Depuis le 24 octobre, ces quatre policiers français se trouvent aux Philippines où ils travaillent en étroite collaboration avec les services de lutte contre le crime organisé, le bureau national d'enquête ainsi que le service de l'immigration pour arrêter le fugitif. Une tâche bien difficile pour eux si l'on en juge par la couverture médiatique qui peut rendre très ardues leurs investigations afin de capturer celui qui s'est vanté d'être en mesure de «faire sauter vingt fois la République».

«On a travaillé et on travaille encore sur des pistes qui peuvent se révéler fortes. On est parfois passé très près, mais on a joué de malchance» a déclaré Philippe Goujard, chef de la mission française sur place, avant d'ajouter : «nous avons eu la quasi certitude d'avoir localisé Alfred Sirven et de pouvoir l'arrêter».

Pour l'heure la question à laquelle personne ne peut répondre est de savoir de quelle somme d'argent dispose Alfred Sirven pour s'évaporer à chaque fois juste à temps et tromper ainsi les policiers qui sont à ses trousses.

Une secte se propose de collaborer à la traque

Soupçonnée d'avoir caché l'homme d'affaires français en fuite, la secte «Iglesia ni Cristo», a récusé cette information et a affirmé officiellement le 20 décembre, vouloir collaborer à la traque de l'ancien numéro deux d'Elf. Une partie de la famille de Vilma Medina appartient en effet à ce groupe religieux : le porte-parole officiel de «Iglesia ni Cristo» a confirmé que les deux filles de la compagne du fugitif étaient bien membres de la secte. Ces dernières se seraient engagées à prévenir le groupe religieux et à fournir des informations sur le sort de leur mère, sans qui Alfred Sirven ne pourrait se déplacer aussi vite dans cet archipel qui compte plus de 7 000 îles et d'échapper ainsi à la police.

Nul ne peut dire combien de temps va encore durer cette traque. Cependant, les enquêteurs se veulent résolument optimistes tout en admettant qu'il existe un risque que l'ex-numéro deux d'Elf ne puisse pas être attrapé vivant, donc révéler les informations que recherchent tant les juges français et suisse chargés de l'affaire.

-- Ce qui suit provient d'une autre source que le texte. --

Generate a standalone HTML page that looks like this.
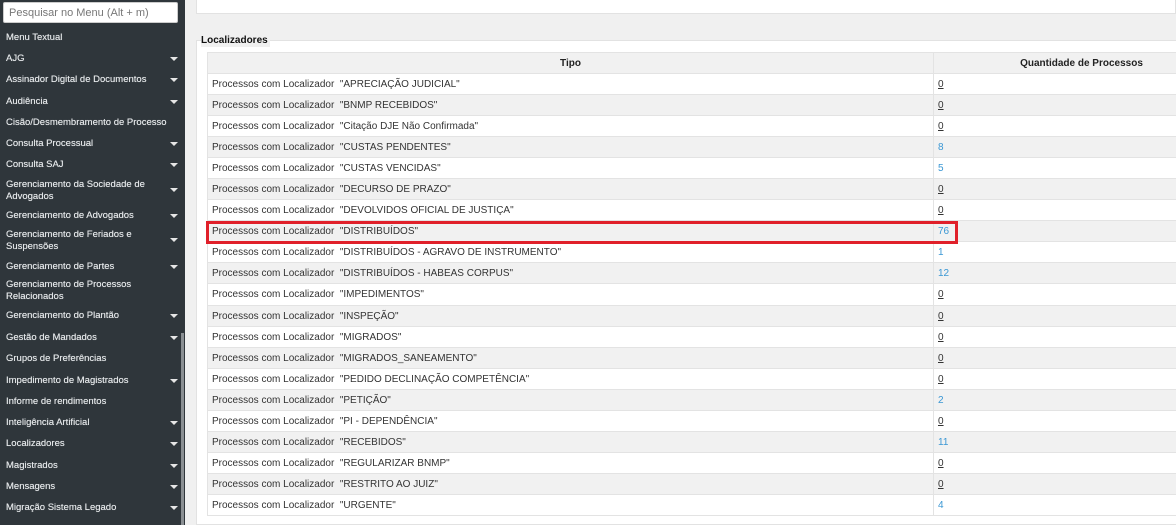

Alfred Sirven qui fait l'objet de plusieurs mandats d'arrêt internationaux et d'une fiche de recherche par Interpol doit être jugé par défaut le 22 janvier 2001, à Paris, dans le volet de l'affaire Elf où sont déjà poursuivis l'ancien ministre des Affaires étrangères de François Mitterrand, Roland Dumas, et son ex-maîtresse Christine Deviers-Joncour. S'il est arrêté aux Philippines, Sirven qui ne fait localement l'objet que d'une infraction à la législation sur le séjour, pourrait tomber sous le coup d'une expulsion et non d'une extradition ; Paris et Manille n'ayant pas de convention en ce domaine.